### [Dataset section]
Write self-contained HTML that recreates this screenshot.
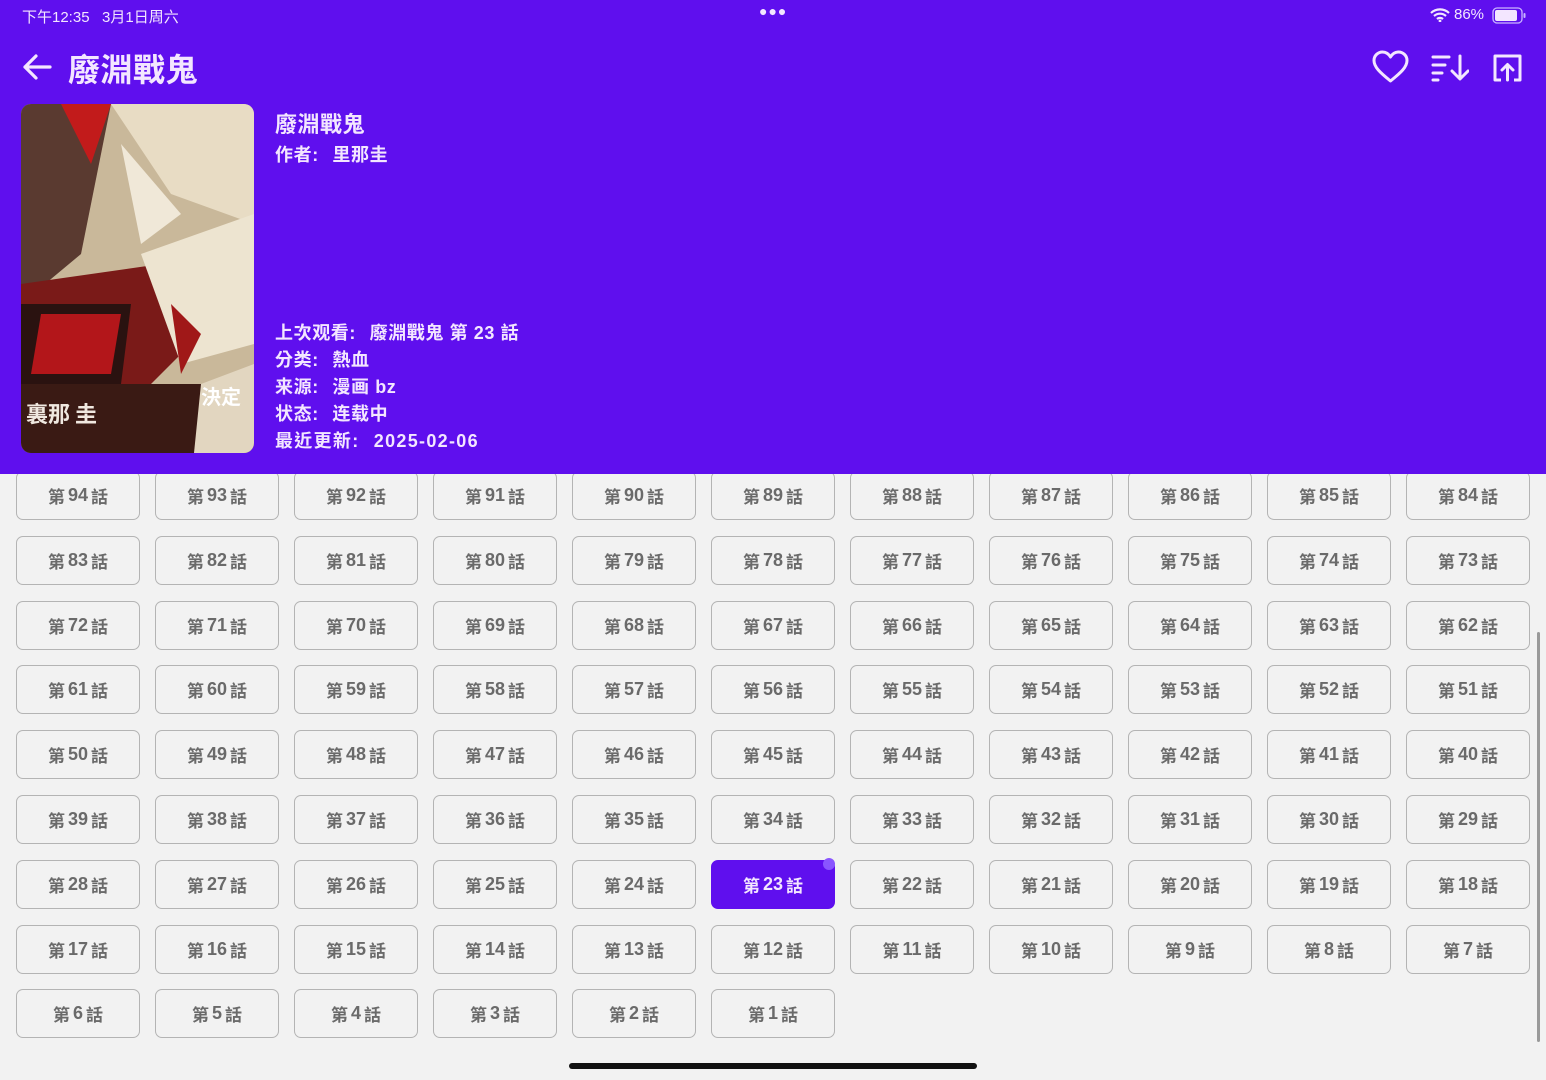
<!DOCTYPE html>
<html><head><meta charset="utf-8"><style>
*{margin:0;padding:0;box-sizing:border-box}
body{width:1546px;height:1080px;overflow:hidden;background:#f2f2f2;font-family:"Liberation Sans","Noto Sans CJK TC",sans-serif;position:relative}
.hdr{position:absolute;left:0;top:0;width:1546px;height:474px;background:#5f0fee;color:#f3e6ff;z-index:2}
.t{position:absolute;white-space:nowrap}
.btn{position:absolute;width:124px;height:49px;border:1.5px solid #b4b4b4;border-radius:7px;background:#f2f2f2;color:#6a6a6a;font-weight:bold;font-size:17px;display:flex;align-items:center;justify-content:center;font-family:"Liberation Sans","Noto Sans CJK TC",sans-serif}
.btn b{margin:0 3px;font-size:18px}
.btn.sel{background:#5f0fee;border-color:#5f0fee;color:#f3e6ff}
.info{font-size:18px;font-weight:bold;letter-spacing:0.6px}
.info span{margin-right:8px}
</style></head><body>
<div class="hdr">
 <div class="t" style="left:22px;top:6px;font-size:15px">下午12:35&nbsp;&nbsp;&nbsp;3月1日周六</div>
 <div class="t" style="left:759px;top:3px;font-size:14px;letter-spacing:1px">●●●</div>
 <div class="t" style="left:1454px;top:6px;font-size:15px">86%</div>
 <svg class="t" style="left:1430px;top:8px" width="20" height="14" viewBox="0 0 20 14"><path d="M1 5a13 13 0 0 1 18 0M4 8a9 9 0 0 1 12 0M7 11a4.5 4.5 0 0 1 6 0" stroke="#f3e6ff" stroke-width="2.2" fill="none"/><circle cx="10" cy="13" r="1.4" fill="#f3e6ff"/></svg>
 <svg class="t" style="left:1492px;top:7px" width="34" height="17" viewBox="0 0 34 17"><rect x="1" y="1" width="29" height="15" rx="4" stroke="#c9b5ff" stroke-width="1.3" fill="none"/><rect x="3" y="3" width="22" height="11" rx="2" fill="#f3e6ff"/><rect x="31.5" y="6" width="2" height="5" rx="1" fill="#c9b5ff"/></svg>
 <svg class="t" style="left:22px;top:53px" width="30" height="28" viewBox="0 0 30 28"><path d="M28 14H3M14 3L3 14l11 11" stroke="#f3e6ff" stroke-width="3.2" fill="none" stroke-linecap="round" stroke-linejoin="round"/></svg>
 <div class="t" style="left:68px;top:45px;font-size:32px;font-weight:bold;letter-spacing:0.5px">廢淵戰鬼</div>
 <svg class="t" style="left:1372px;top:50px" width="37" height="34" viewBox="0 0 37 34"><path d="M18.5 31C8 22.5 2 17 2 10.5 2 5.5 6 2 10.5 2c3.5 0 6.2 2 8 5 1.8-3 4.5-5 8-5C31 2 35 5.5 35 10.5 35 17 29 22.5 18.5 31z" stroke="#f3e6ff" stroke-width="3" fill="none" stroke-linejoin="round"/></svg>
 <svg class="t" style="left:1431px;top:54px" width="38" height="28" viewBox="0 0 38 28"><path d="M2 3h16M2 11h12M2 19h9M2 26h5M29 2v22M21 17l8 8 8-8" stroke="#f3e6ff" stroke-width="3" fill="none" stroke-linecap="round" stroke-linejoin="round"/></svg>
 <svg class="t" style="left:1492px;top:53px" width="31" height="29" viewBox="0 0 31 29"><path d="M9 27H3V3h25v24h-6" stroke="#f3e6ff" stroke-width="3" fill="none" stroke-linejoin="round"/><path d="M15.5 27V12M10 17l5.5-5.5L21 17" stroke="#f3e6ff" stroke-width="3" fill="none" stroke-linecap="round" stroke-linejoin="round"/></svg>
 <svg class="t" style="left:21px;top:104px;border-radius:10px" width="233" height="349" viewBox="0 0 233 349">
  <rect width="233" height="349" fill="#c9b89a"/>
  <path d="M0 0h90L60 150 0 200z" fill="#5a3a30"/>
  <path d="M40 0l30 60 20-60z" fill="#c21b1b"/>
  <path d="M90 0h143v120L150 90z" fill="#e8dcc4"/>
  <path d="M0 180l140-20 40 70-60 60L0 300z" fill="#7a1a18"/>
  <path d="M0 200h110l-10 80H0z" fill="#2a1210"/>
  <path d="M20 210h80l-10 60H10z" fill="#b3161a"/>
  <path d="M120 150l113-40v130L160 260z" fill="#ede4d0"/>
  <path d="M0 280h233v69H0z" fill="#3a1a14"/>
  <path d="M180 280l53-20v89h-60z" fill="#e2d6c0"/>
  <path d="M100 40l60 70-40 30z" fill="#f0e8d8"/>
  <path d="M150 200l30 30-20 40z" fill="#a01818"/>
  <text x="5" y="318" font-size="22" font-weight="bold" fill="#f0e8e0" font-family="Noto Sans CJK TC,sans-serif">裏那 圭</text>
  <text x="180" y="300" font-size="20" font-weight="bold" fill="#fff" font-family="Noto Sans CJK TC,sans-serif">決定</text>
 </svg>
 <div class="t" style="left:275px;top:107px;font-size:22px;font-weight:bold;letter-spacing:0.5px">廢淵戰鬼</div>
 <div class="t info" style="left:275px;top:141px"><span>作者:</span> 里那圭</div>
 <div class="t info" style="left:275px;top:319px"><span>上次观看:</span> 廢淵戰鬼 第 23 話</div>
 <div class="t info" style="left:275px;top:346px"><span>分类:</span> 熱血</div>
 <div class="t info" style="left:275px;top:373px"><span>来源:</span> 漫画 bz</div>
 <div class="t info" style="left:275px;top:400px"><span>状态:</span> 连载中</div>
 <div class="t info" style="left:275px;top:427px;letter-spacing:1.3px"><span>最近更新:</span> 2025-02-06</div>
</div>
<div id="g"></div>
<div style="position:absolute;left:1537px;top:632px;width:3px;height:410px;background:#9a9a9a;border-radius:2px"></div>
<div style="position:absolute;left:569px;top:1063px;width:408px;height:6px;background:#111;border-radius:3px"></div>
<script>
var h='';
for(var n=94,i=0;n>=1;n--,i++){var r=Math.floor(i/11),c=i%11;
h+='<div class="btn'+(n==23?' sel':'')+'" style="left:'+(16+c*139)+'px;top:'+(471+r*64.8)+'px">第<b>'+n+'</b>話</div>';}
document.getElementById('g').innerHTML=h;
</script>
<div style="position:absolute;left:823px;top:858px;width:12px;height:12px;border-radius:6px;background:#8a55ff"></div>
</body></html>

### [Prompt]
Copy out the whole listing exactly, and don't carry over any pictures.

### [Solution]
Write self-contained HTML that recreates this screenshot.
<!DOCTYPE html>
<html><head><meta charset="utf-8"><style>
*{margin:0;padding:0;box-sizing:border-box}
body{width:1546px;height:1080px;overflow:hidden;background:#f2f2f2;font-family:"Liberation Sans","Noto Sans CJK TC",sans-serif;position:relative}
.hdr{position:absolute;left:0;top:0;width:1546px;height:474px;background:#5f0fee;color:#f3e6ff;z-index:2}
.t{position:absolute;white-space:nowrap}
.btn{position:absolute;width:124px;height:49px;border:1.5px solid #b4b4b4;border-radius:7px;background:#f2f2f2;color:#6a6a6a;font-weight:bold;font-size:17px;display:flex;align-items:center;justify-content:center;font-family:"Liberation Sans","Noto Sans CJK TC",sans-serif}
.btn b{margin:0 3px;font-size:18px}
.btn.sel{background:#5f0fee;border-color:#5f0fee;color:#f3e6ff}
.info{font-size:18px;font-weight:bold;letter-spacing:0.6px}
.info span{margin-right:8px}
</style></head><body>
<div class="hdr">
 <div class="t" style="left:22px;top:6px;font-size:15px">下午12:35&nbsp;&nbsp;&nbsp;3月1日周六</div>
 <div class="t" style="left:759px;top:3px;font-size:14px;letter-spacing:1px">●●●</div>
 <div class="t" style="left:1454px;top:6px;font-size:15px">86%</div>
 <svg class="t" style="left:1430px;top:8px" width="20" height="14" viewBox="0 0 20 14"><path d="M1 5a13 13 0 0 1 18 0M4 8a9 9 0 0 1 12 0M7 11a4.5 4.5 0 0 1 6 0" stroke="#f3e6ff" stroke-width="2.2" fill="none"/><circle cx="10" cy="13" r="1.4" fill="#f3e6ff"/></svg>
 <svg class="t" style="left:1492px;top:7px" width="34" height="17" viewBox="0 0 34 17"><rect x="1" y="1" width="29" height="15" rx="4" stroke="#c9b5ff" stroke-width="1.3" fill="none"/><rect x="3" y="3" width="22" height="11" rx="2" fill="#f3e6ff"/><rect x="31.5" y="6" width="2" height="5" rx="1" fill="#c9b5ff"/></svg>
 <svg class="t" style="left:22px;top:53px" width="30" height="28" viewBox="0 0 30 28"><path d="M28 14H3M14 3L3 14l11 11" stroke="#f3e6ff" stroke-width="3.2" fill="none" stroke-linecap="round" stroke-linejoin="round"/></svg>
 <div class="t" style="left:68px;top:45px;font-size:32px;font-weight:bold;letter-spacing:0.5px">廢淵戰鬼</div>
 <svg class="t" style="left:1372px;top:50px" width="37" height="34" viewBox="0 0 37 34"><path d="M18.5 31C8 22.5 2 17 2 10.5 2 5.5 6 2 10.5 2c3.5 0 6.2 2 8 5 1.8-3 4.5-5 8-5C31 2 35 5.5 35 10.5 35 17 29 22.5 18.5 31z" stroke="#f3e6ff" stroke-width="3" fill="none" stroke-linejoin="round"/></svg>
 <svg class="t" style="left:1431px;top:54px" width="38" height="28" viewBox="0 0 38 28"><path d="M2 3h16M2 11h12M2 19h9M2 26h5M29 2v22M21 17l8 8 8-8" stroke="#f3e6ff" stroke-width="3" fill="none" stroke-linecap="round" stroke-linejoin="round"/></svg>
 <svg class="t" style="left:1492px;top:53px" width="31" height="29" viewBox="0 0 31 29"><path d="M9 27H3V3h25v24h-6" stroke="#f3e6ff" stroke-width="3" fill="none" stroke-linejoin="round"/><path d="M15.5 27V12M10 17l5.5-5.5L21 17" stroke="#f3e6ff" stroke-width="3" fill="none" stroke-linecap="round" stroke-linejoin="round"/></svg>
 <svg class="t" style="left:21px;top:104px;border-radius:10px" width="233" height="349" viewBox="0 0 233 349">
  <rect width="233" height="349" fill="#c9b89a"/>
  <path d="M0 0h90L60 150 0 200z" fill="#5a3a30"/>
  <path d="M40 0l30 60 20-60z" fill="#c21b1b"/>
  <path d="M90 0h143v120L150 90z" fill="#e8dcc4"/>
  <path d="M0 180l140-20 40 70-60 60L0 300z" fill="#7a1a18"/>
  <path d="M0 200h110l-10 80H0z" fill="#2a1210"/>
  <path d="M20 210h80l-10 60H10z" fill="#b3161a"/>
  <path d="M120 150l113-40v130L160 260z" fill="#ede4d0"/>
  <path d="M0 280h233v69H0z" fill="#3a1a14"/>
  <path d="M180 280l53-20v89h-60z" fill="#e2d6c0"/>
  <path d="M100 40l60 70-40 30z" fill="#f0e8d8"/>
  <path d="M150 200l30 30-20 40z" fill="#a01818"/>
  <text x="5" y="318" font-size="22" font-weight="bold" fill="#f0e8e0" font-family="Noto Sans CJK TC,sans-serif">裏那 圭</text>
  <text x="180" y="300" font-size="20" font-weight="bold" fill="#fff" font-family="Noto Sans CJK TC,sans-serif">決定</text>
 </svg>
 <div class="t" style="left:275px;top:107px;font-size:22px;font-weight:bold;letter-spacing:0.5px">廢淵戰鬼</div>
 <div class="t info" style="left:275px;top:141px"><span>作者:</span> 里那圭</div>
 <div class="t info" style="left:275px;top:319px"><span>上次观看:</span> 廢淵戰鬼 第 23 話</div>
 <div class="t info" style="left:275px;top:346px"><span>分类:</span> 熱血</div>
 <div class="t info" style="left:275px;top:373px"><span>来源:</span> 漫画 bz</div>
 <div class="t info" style="left:275px;top:400px"><span>状态:</span> 连载中</div>
 <div class="t info" style="left:275px;top:427px;letter-spacing:1.3px"><span>最近更新:</span> 2025-02-06</div>
</div>
<div id="g"></div>
<div style="position:absolute;left:1537px;top:632px;width:3px;height:410px;background:#9a9a9a;border-radius:2px"></div>
<div style="position:absolute;left:569px;top:1063px;width:408px;height:6px;background:#111;border-radius:3px"></div>
<script>
var h='';
for(var n=94,i=0;n>=1;n--,i++){var r=Math.floor(i/11),c=i%11;
h+='<div class="btn'+(n==23?' sel':'')+'" style="left:'+(16+c*139)+'px;top:'+(471+r*64.8)+'px">第<b>'+n+'</b>話</div>';}
document.getElementById('g').innerHTML=h;
</script>
<div style="position:absolute;left:823px;top:858px;width:12px;height:12px;border-radius:6px;background:#8a55ff"></div>
</body></html>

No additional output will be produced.